Bakan Ramazanoğlu, 2019 ve 2023 yılında 20-25 bin aile sosyal danışmanı sayısını hedeflediklerini belirterek, Nisan ayının ilk haftasında 110 eğitici eğitimini gerçekleştireceklerini ve eğitimlere kendisinin de katılacağı bilgisini paylaştı.

Kız çocuklarının eğitimini çok önemsediklerini, kırsalda kalacak yeri olmayıp eğitimine devam edemeyen kız çocukları için yurtlar yapılacağını anlatan Ramazanoğlu, kız çocuklarının eğitimle güçlendirilmesinin ensest, tecavüz ve istismarları azaltacağını ifade etti.

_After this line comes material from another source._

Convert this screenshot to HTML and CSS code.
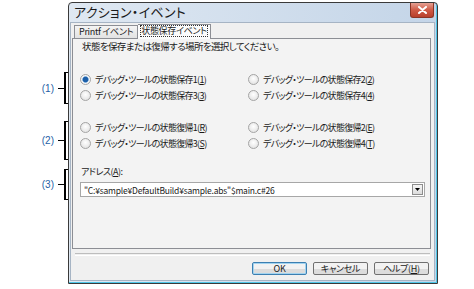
FILE: index.html
```html
<!DOCTYPE html>
<html lang="ja">

<head>
    <meta charset="UTF-8">
    <title>アクション・イベント</title>
    <link rel="stylesheet" href="styles.css">
</head>

<body>
    <div class="page">
        <!-- Callout brackets -->
        <div class="notes">
            <div class="note note-1"><span class="note-label">(1)</span><span class="note-tick"></span><span class="note-brace"></span></div>
            <div class="note note-2"><span class="note-label">(2)</span><span class="note-tick"></span><span class="note-brace"></span></div>
            <div class="note note-3"><span class="note-label">(3)</span><span class="note-tick"></span><span class="note-brace"></span></div>
        </div>

        <!-- Dialog window -->
        <div class="dialog">
            <div class="titlebar">
                <span class="title">アクション・イベント</span>
                <span class="close">
                    <svg width="11" height="8" viewBox="0 0 11 8">
                        <path d="M2 1 L9 7 M9 1 L2 7" stroke="#fff" stroke-width="2" stroke-linecap="round"/>
                    </svg>
                </span>
            </div>

            <div class="client">
                <div class="tabs">
                    <div class="tab">Printf イベント</div>
                    <div class="tab active"><span class="focus">状態保存イベント</span></div>
                </div>

                <div class="panel">
                    <p class="hint">状態を保存または復帰する場所を選択してください。</p>

                    <div class="radio-grid group-save">
                        <label class="radio"><span class="dot checked"></span>デバッグ・ツールの状態保存1(<u>1</u>)</label>
                        <label class="radio"><span class="dot"></span>デバッグ・ツールの状態保存2(<u>2</u>)</label>
                        <label class="radio"><span class="dot"></span>デバッグ・ツールの状態保存3(<u>3</u>)</label>
                        <label class="radio"><span class="dot"></span>デバッグ・ツールの状態保存4(<u>4</u>)</label>
                    </div>

                    <div class="radio-grid group-load">
                        <label class="radio"><span class="dot"></span>デバッグ・ツールの状態復帰1(<u>R</u>)</label>
                        <label class="radio"><span class="dot"></span>デバッグ・ツールの状態復帰2(<u>E</u>)</label>
                        <label class="radio"><span class="dot"></span>デバッグ・ツールの状態復帰3(<u>S</u>)</label>
                        <label class="radio"><span class="dot"></span>デバッグ・ツールの状態復帰4(<u>T</u>)</label>
                    </div>

                    <div class="address">
                        <div class="address-label">アドレス(<u>A</u>):</div>
                        <div class="combo">
                            <span class="combo-text">"C:¥sample¥DefaultBuild¥sample.abs"$main.c#26</span>
                            <span class="combo-btn">
                                <svg width="5" height="3" viewBox="0 0 5 3"><path d="M0 0 H5 L2.5 3 Z" fill="#000"/></svg>
                            </span>
                        </div>
                    </div>
                </div>

                <div class="separator"></div>

                <div class="buttons">
                    <button class="btn default">OK</button>
                    <button class="btn">キャンセル</button>
                    <button class="btn">ヘルプ(<u>H</u>)</button>
                </div>
            </div>
        </div>
    </div>
</body>

</html>
```

FILE: styles.css
```css
/* Page and callouts */
body {
    margin: 0;
    background: #fff;
    font-family: "Noto Sans CJK JP", "Noto Sans", sans-serif;
    font-feature-settings: "palt";
    color: #1a1a1a;
}

.page {
    display: flex;
    width: 474px;
    height: 289px;
}

.notes {
    width: 68px;
    padding-top: 72px;
    display: flex;
    flex-direction: column;
}

.note {
    display: flex;
    align-items: center;
    justify-content: flex-end;
}

.note-1 {
    height: 32px;
}

.note-2 {
    height: 39px;
    margin-top: 17px;
}

.note-3 {
    height: 31px;
    margin-top: 9px;
}

.note-label {
    font-family: "Liberation Sans", sans-serif;
    font-size: 10px;
    color: #1f5fa6;
    margin-right: 4px;
}

.note-tick {
    width: 6px;
    height: 1px;
    background: #000;
}

.note-brace {
    width: 4px;
    height: 100%;
    box-sizing: border-box;
    border: 1px solid #000;
    border-left-width: 2px;
    border-right: none;
}

/* Dialog frame */
.dialog {
    width: 370px;
    height: 282px;
    margin-top: 2px;
    box-sizing: border-box;
    border: 1px solid #3a3a3a;
    border-radius: 4px 4px 0 0;
    background: linear-gradient(to right, #dfe8f2, #c4d5e8);
    padding: 0 2px 2px 1px;
    display: flex;
    flex-direction: column;
    box-shadow: inset -1px -1px 0 #4fc6e8;
}

.titlebar {
    height: 19px;
    display: flex;
    align-items: flex-start;
    justify-content: space-between;
    padding-left: 4px;
}

.title {
    font-size: 13px;
    line-height: 18px;
    letter-spacing: 0.3px;
}

.close {
    width: 24px;
    height: 15px;
    margin: 0 1px 0 0;
    box-sizing: border-box;
    border: 1px solid #8a3526;
    border-top: none;
    border-radius: 0 0 3px 3px;
    background: linear-gradient(#e6a193, #cf5a45 50%, #b8402c);
    display: flex;
    align-items: center;
    justify-content: center;
}

.client {
    flex: 1;
    background: #f0f0f0;
    border: 1px solid #a6b4c4;
    padding: 1px 2px 0 1px;
    display: flex;
    flex-direction: column;
    font-size: 9px;
}

/* Tabs */
.tabs {
    display: flex;
    padding-left: 2px;
    height: 14px;
    align-items: flex-end;
}

.tab {
    height: 12px;
    padding: 0 4px;
    border: 1px solid #8c8e94;
    border-bottom: none;
    background: linear-gradient(#f4f4f4, #e2e2e2);
    font-size: 9px;
    letter-spacing: -0.3px;
    line-height: 12px;
    white-space: nowrap;
}

.tab.active {
    height: 14px;
    background: #fcfcfc;
    border-left: none;
    padding: 0 3px;
    position: relative;
    top: 1px;
}

.focus {
    display: inline-block;
    line-height: 10px;
    margin-top: 1px;
    outline: 1px dotted #333;
}

.panel {
    height: 211px;
    box-sizing: border-box;
    border: 1px solid #8c8e94;
    background: #f3f3f3;
    padding: 0 7px;
    margin-right: 1px;
}

.hint {
    margin: 1px 0 0 2px;
    font-size: 9.5px;
    letter-spacing: -0.6px;
    line-height: 13px;
}

/* Radios */
.radio-grid {
    display: grid;
    grid-template-columns: 168px 1fr;
    grid-auto-rows: 16px;
    letter-spacing: -0.7px;
}

.group-save {
    margin-top: 18px;
}

.group-load {
    margin-top: 16px;
}

.radio {
    display: flex;
    align-items: center;
    white-space: nowrap;
}

.dot {
    width: 9px;
    height: 9px;
    margin-right: 4px;
    border-radius: 50%;
    border: 1px solid #a4a4a4;
    background: radial-gradient(circle at 50% 40%, #fff, #dcdcdc);
    flex-shrink: 0;
}

.dot.checked {
    background: radial-gradient(circle, #1d5fa8 0 2.5px, #7fb0e0 3px, #f6f6f6 3.6px);
}

u {
    text-decoration: underline;
}

/* Address combo */
.address {
    margin-top: 14px;
}

.address-label {
    line-height: 13px;
    margin-left: 1px;
    letter-spacing: -0.5px;
}

.combo {
    margin-top: 4px;
    width: 345px;
    height: 15px;
    box-sizing: border-box;
    border: 1px solid #a7a7a7;
    background: #fff;
    display: flex;
    align-items: center;
    justify-content: space-between;
    padding-left: 3px;
}

.combo-text {
    font-size: 8.5px;
    letter-spacing: -0.2px;
}

.combo-btn {
    width: 11px;
    height: 11px;
    margin-right: 1px;
    box-sizing: border-box;
    border: 1px solid #8d8d8d;
    background: linear-gradient(#f5f5f5, #dcdcdc);
    display: flex;
    align-items: center;
    justify-content: center;
}

/* Footer */
.separator {
    margin: 4px 2px 0 3px;
    height: 1px;
    border-top: 1px solid #bdbdbd;
    border-bottom: 1px solid #fff;
}

.buttons {
    display: flex;
    justify-content: flex-end;
    gap: 6px;
    padding: 6px 3px 0 0;
}

.btn {
    width: 55px;
    height: 13px;
    padding: 0;
    font-family: inherit;
    font-feature-settings: "palt";
    font-size: 9px;
    letter-spacing: -0.3px;
    line-height: 11px;
    border: 1px solid #707070;
    border-radius: 2px;
    background: linear-gradient(#f2f2f2 50%, #dcdcdc 50%);
    color: #1a1a1a;
}

.btn.default {
    border-color: #3c7fb1;
    box-shadow: inset 0 0 0 1px #a3d4f0;
}
```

Ayşe Keşir de dün çocuk istismarı, tecavüzüyle ilgili tüm partilerin ortak kararıyla araştırma komisyonu kurulması kararı alındığını anımsatarak, saha ziyaretlerinde yerel yönetimlerin ailelere verdikleri hizmetler bulunduğunu, ancak bu hizmetin veriliş biçimi ve hizmeti verenler için standardizasyona ihtiyaç olduğunu belirtti.

Komisyon toplantısında Üsküdar Üniversitesi Öğretim Üyesi Psikiyatrist Prof. Dr. Nesrin Dilbaz, Marmara Üniversitesi Tıp Fakültesi Psikiyatri Anabilim Dalı Öğretim Üyesi Prof. Dr. Mehmet Z. Sungur da sunuma katıldı.